Do you have a pointer to some info on this effect? The only "size-matters" issue I'm aware of with malloc is a malloc request of <= 64 bytes using the skb() system call, and > 64 bytes using anonymous backed mmap call. I'm interested in the effect you describe (coalescence of memory-block requests). Are these related to the internal "arena" system?
Additionally, I was under the impression that a call to mlockall(MCL_CURRENT | MCL_FUTURE); would skip requiring to tickle pages to force commit (as long as you have CAP_IPC_LOCK permissions a.k.a. root). I could be wrong on this, however.
Do you have a pointer to some info on this effect? The only "size-matters" issue I'm aware of with malloc is a malloc request of <= 64 bytes using the skb() system call, and > 64 bytes using anonymous backed mmap call. I'm interested in the effect you describe (coalescence of memory-block requests). Are these related to the internal "arena" system?

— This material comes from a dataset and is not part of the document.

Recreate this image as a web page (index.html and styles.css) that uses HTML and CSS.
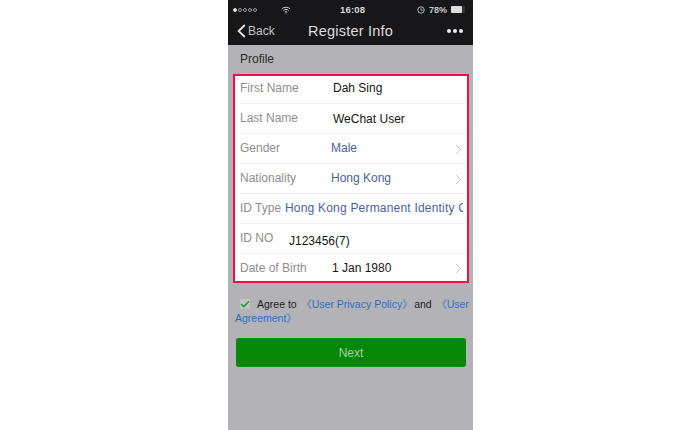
FILE: index.html
```html
<!DOCTYPE html>
<html lang="en">
<head>
  <meta charset="UTF-8" />
  <title>Register Info</title>
  <link rel="stylesheet" href="styles.css">
</head>
<body>
  <div class="phone">
    <div class="header">
      <div class="status">
        <div class="signal"><i class="on"></i><i></i><i></i><i></i><i></i></div>
        <svg class="wifi" width="10" height="8" viewBox="0 0 12 9"><path d="M1 3.2C4 .6 8 .6 11 3.2M2.8 5C4.8 3.4 7.2 3.4 9.2 5M4.5 6.7C5.4 6 6.6 6 7.5 6.7" fill="none" stroke="#ddd" stroke-width="1.1"/><circle cx="6" cy="8" r=".8" fill="#ddd"/></svg>
        <span class="time">16:08</span>
        <div class="battery-wrap">
          <svg width="8" height="8" viewBox="0 0 9 9"><circle cx="4.5" cy="4.5" r="3.6" fill="none" stroke="#ccc" stroke-width="1"/><path d="M4.5 2.6v2h1.8" fill="none" stroke="#ccc" stroke-width="1"/></svg>
          <span>78%</span>
          <div class="battery"><div class="level"></div></div>
        </div>
      </div>
      <div class="nav">
        <div class="back">
          <svg width="9" height="14" viewBox="0 0 9 14"><path d="M7.8 1L1.6 7l6.2 6" fill="none" stroke="#e6e6e6" stroke-width="1.8"/></svg>
          <span>Back</span>
        </div>
        <div class="title">Register Info</div>
        <div class="dots"><i></i><i></i><i></i></div>
      </div>
    </div>

    <div class="section-title">Profile</div>

    <div class="form-box">
      <div class="row">
        <span class="label">First Name</span>
        <span class="value">Dah Sing</span>
      </div>
      <div class="row">
        <span class="label">Last Name</span>
        <span class="value low">WeChat User</span>
      </div>
      <div class="row">
        <span class="label">Gender</span>
        <span class="value link">Male</span>
        <svg class="chev" width="7" height="11" viewBox="0 0 7 11"><path d="M1 1l4.5 4.5L1 10" fill="none" stroke="#c4c4c4" stroke-width="1"/></svg>
      </div>
      <div class="row">
        <span class="label">Nationality</span>
        <span class="value link">Hong Kong</span>
        <svg class="chev" width="7" height="11" viewBox="0 0 7 11"><path d="M1 1l4.5 4.5L1 10" fill="none" stroke="#c4c4c4" stroke-width="1"/></svg>
      </div>
      <div class="row">
        <span class="label short">ID Type</span>
        <span class="value link clip">Hong Kong Permanent Identity Card</span>
      </div>
      <div class="row">
        <span class="label short">ID NO</span>
        <span class="value idno">J123456(7)</span>
      </div>
      <div class="row last">
        <span class="label">Date of Birth</span>
        <span class="value dob">1 Jan 1980</span>
        <svg class="chev" width="7" height="11" viewBox="0 0 7 11"><path d="M1 1l4.5 4.5L1 10" fill="none" stroke="#c4c4c4" stroke-width="1"/></svg>
      </div>
    </div>

    <div class="agree">
      <div class="agree-line">
        <span class="check">
          <svg width="10" height="8" viewBox="0 0 10 8"><path d="M1 4l2.8 2.6L9 1.2" fill="none" stroke="#1f9e2c" stroke-width="1.5"/></svg>
        </span>
        <span class="agree-text">Agree to</span>
        <a class="first">《User Privacy Policy》</a>
        <span class="and">and</span>
        <a class="second">《User</a>
      </div>
      <a class="wrapped">Agreement》</a>
    </div>

    <button class="next-btn">Next</button>
  </div>
</body>
</html>
```

FILE: styles.css
```css
* {
  box-sizing: border-box;
}
body {
  background-color: #fff;
  font-family: 'Liberation Sans', Arial, sans-serif;
  margin: 0;
  height: 430px;
  overflow: hidden;
}
.phone {
  width: 245px;
  height: 430px;
  margin-left: 228px;
  background-color: #b3b2b7;
  overflow: hidden;
}
.header {
  background-color: #17171a;
  height: 45px;
  color: #e6e6e6;
}
.status {
  height: 16px;
  padding: 3px 8px 0 5px;
  display: flex;
  align-items: center;
  font-size: 9px;
}
.signal {
  display: flex;
  gap: 1px;
}
.signal i {
  width: 4px;
  height: 4px;
  border-radius: 50%;
  border: 1px solid #999;
}
.signal i.on {
  background-color: #ddd;
  border-color: #ddd;
}
.wifi {
  margin-left: 24px;
}
.time {
  margin-left: 49px;
  font-size: 9.5px;
  font-weight: bold;
  letter-spacing: 0.2px;
  color: #d8d8d8;
}
.battery-wrap {
  margin-left: auto;
  display: flex;
  align-items: center;
  gap: 4px;
  font-weight: bold;
  color: #c8c8c8;
}
.battery {
  width: 14px;
  height: 7px;
  background-color: #333;
  border-radius: 1px;
}
.level {
  width: 78%;
  height: 100%;
  background-color: #ddd;
  border-radius: 1px;
}
.nav {
  height: 29px;
  display: flex;
  align-items: center;
  justify-content: space-between;
  padding: 0 10px 0 9px;
  position: relative;
}
.back {
  display: flex;
  align-items: center;
  gap: 2px;
  font-size: 12px;
  color: #c4c4c4;
}
.title {
  position: absolute;
  left: 0;
  right: 0;
  text-align: center;
  font-size: 14.5px;
  color: #dedede;
  letter-spacing: 0.2px;
}
.dots {
  display: flex;
  gap: 2px;
}
.dots i {
  width: 4px;
  height: 4px;
  border-radius: 50%;
  background-color: #eee;
}
.section-title {
  height: 29px;
  padding: 7px 0 0 12px;
  font-size: 12px;
  line-height: 15px;
  color: #2b2b2b;
}
.form-box {
  width: 236px;
  height: 209px;
  margin-left: 5px;
  border: 2px solid #ea1245;
  background-color: #fff;
  padding-left: 5px;
}
.row {
  height: 30px;
  display: flex;
  align-items: center;
  padding-bottom: 1px;
  font-size: 12px;
  border-bottom: 1px solid #f0f0f0;
  position: relative;
}
.row:first-child {
  height: 28px;
  padding-bottom: 3px;
}
.row.last {
  border-bottom: none;
  height: 28px;
  padding-bottom: 0;
}
.label {
  width: 93px;
  flex-shrink: 0;
  color: #8e8e8e;
}
.label.short {
  width: 45px;
  white-space: nowrap;
}
.value {
  color: #151515;
  white-space: nowrap;
}
.value.low {
  padding-top: 2px;
}
.value.link {
  color: #4a629e;
  margin-left: -2px;
}
.value.clip {
  width: 178px;
  overflow: hidden;
  margin-left: 0;
  letter-spacing: 0.2px;
}
.value.idno {
  padding-top: 5px;
  margin-left: 4px;
}
.value.dob {
  margin-left: -1px;
}
.chev {
  position: absolute;
  right: 5px;
  top: 10px;
}
.row.last .chev {
  top: 9px;
}
.agree {
  margin: 14px 0 0 7px;
  font-size: 10.5px;
  line-height: 14px;
  color: #1c1c1c;
}
.agree-line {
  display: flex;
  align-items: center;
  white-space: nowrap;
}
.check {
  display: flex;
  align-items: center;
  justify-content: center;
  width: 10px;
  height: 10px;
  margin-left: 5px;
  background-color: #c4c4c4;
  border-radius: 1px;
}
.agree-text {
  margin-left: 7px;
}
.agree a {
  color: #2a71c4;
}
.agree a.first {
  margin-left: 4px;
}
.and {
  margin-left: 1px;
}
.agree a.second {
  margin-left: 4px;
}
.wrapped {
  display: block;
}
.next-btn {
  display: block;
  width: 230px;
  height: 29px;
  margin: 13px 0 0 8px;
  background-color: #068706;
  color: #a9cfa4;
  border: none;
  border-radius: 3px;
  font-family: inherit;
  font-size: 12px;
}
```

I don't know the amount on which that decision is based, but it is far higher than 64 bytes. It isn't even practical below 4096 bytes and I'm sure it isn't that low. Maybe you meant 64K bytes.
Small requests to malloc typically come from memory previously gotten from the OS by (I forget the name, but you said skb and that is likely correct). If the memory isn't available from previous skb then a new skb will be used to commit far more than the current request.

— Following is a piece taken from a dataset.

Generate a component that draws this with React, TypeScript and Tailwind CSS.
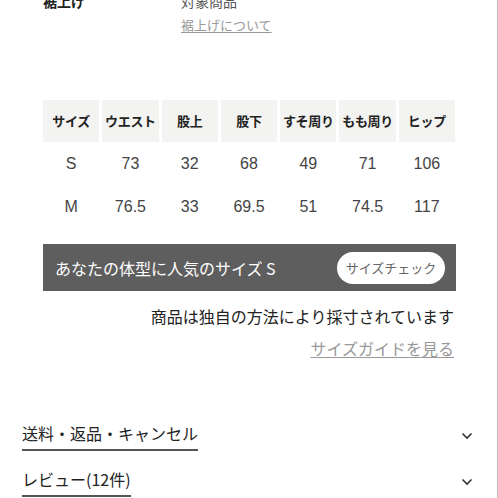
import React from 'react';

const headers = ['サイズ', 'ウエスト', '股上', '股下', 'すそ周り', 'もも周り', 'ヒップ'];
const rows = [
  ['S', '73', '32', '68', '49', '71', '106'],
  ['M', '76.5', '33', '69.5', '51', '74.5', '117'],
];

const Chevron = () => (
  <svg width="12" height="8" viewBox="0 0 12 8" fill="none" stroke="#333" strokeWidth="1.6">
    <path d="M1.5 1.5 L6 6 L10.5 1.5" />
  </svg>
);

export default function App() {
  return (
    <div
      className="w-[498px] h-[498px] overflow-hidden bg-white text-[#222] border-r border-[#bdbdbd]"
      style={{ fontFamily: '"Noto Sans CJK JP", "Noto Sans", sans-serif' }}
    >
      {/* 裾上げ */}
      <div className="mt-[-9px] flex pl-[43px]">
        <div className="w-[138px] text-[14px] font-bold leading-[20px]">裾上げ</div>
        <div className="flex flex-col">
          <span className="text-[14px] leading-[20px] text-[#555]">対象商品</span>
          <span className="mt-[4px] text-[13px] leading-[20px] text-[#999] underline underline-offset-2">裾上げについて</span>
        </div>
      </div>

      {/* サイズ表 */}
      <div className="mx-[43px] mt-[65px] w-[412px]">
        <div className="grid grid-cols-7 gap-[3px]">
          {headers.map((h) => (
            <div key={h} className="flex h-[42px] items-center justify-center bg-[#f3f3f1] text-[13px] font-bold tracking-tight">
              {h}
            </div>
          ))}
        </div>
        {rows.map((r) => (
          <div key={r[0]} className="grid grid-cols-7 gap-[3px]">
            {r.map((v, i) => (
              <div key={i} className="flex h-[43px] items-center justify-center text-[16px] text-[#444]" style={{ fontFamily: '"Liberation Sans", sans-serif' }}>
                {v}
              </div>
            ))}
          </div>
        ))}
      </div>

      {/* おすすめサイズ */}
      <div className="mx-[43px] mt-[16px] flex h-[47px] w-[413px] items-center justify-between bg-[#5e5e5e] pl-[12px] pr-[11px]">
        <span className="text-[16px] text-white">あなたの体型に人気のサイズ S</span>
        <span className="flex h-[32px] w-[108px] items-center justify-center rounded-full bg-white text-[13px] text-[#666]">サイズチェック</span>
      </div>

      <div className="mr-[43px] mt-[13px] text-right text-[16px] leading-[24px] text-[#222]">商品は独自の方法により採寸されています</div>
      <div className="mr-[43px] mt-[8px] text-right text-[16px] leading-[24px] text-[#999] underline underline-offset-2">サイズガイドを見る</div>

      {/* アコーディオン */}
      <div className="mt-[61px] flex flex-col pl-[22px] pr-[24px]">
        <div className="flex items-center justify-between">
          <span className="border-b-2 border-[#555] pb-[4px] text-[16px] leading-[24px]">送料・返品・キャンセル</span>
          <Chevron />
        </div>
        <div className="mt-[16px] flex items-center justify-between">
          <span className="border-b-2 border-[#555] pb-[4px] text-[16px] leading-[24px]">レビュー(12件)</span>
          <Chevron />
        </div>
      </div>
    </div>
  );
}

Large requests to malloc look first in the same pool of previously committed memory, but almost never are satisfied that way. Then they use mmap.
I need to write a small program that eats away at availabe memory. I need to creaty a memory leak to test how other programs cope.
I need to run this program on linux and see if the available memory is decreasing.
So I have done:
Code:
int main()
{
int *buffer;
while(1)
{
buffer = (int*)malloc(100000);
sleep(1);
}
return 0;
}
I run this program in the background and then I use:
Code:
free -m
To see the output of available memory like so:
Code:
total used free shared buffers cached
3293 3168 124 0 237 1205
The problem is that I don't see the 'free' value decrease over time.
Is my approach wrong here??
I have checked that my process is running using ps-ef and it is.
Thanks
Your 'buffer' variable is not used anywhere, it is not in the RHS (Righ Hand Side). It is also of class 'auto', i.e. not global, so it can't be used by, say a separate function. So, the compiler has the right to optimize out the whole
Code:
buffer = (int*)malloc(100000);
line.
...
ntubski made a correct suggestion how to make 'buffer' actually used.
Your 'buffer' variable is not used anywhere, it is not in the RHS (Righ Hand Side). It is also of class 'auto', i.e. not global, so it can't be used by, say a separate function. So, the compiler has the right to optimize out the whole
Code:
buffer = (int*)malloc(100000);
line.
Not correct.
The function call cannot be optimized out even though the lhs variable can.
I don't know the amount on which that decision is based, but it is far higher than 64 bytes. It isn't even practical below 4096 bytes and I'm sure it isn't that low. Maybe you meant 64K bytes.
Small requests to malloc typically come from memory previously gotten from the OS by (I forget the name, but you said skb and that is likely correct). If the memory isn't available from previous skb then a new skb will be used to commit far more than the current request.
Large requests to malloc look first in the same pool of previously committed memory, but almost never are satisfied that way. Then they use mmap.
Don't want to hijack any more.
Firstly, the call is sbrk() / brk(). My bad on that. Too much time in network driver land.
Second, it seems the current thresholds are 128K as min mmap size (this is from my reading of the current malloc in the glibc git repository). Anything below that will fall into an sbrk/brk call. 128*1024 as your malloc size would get you there faster, as johnsfine points out. My understanding of how the internal glibc malloc works is quite outdated.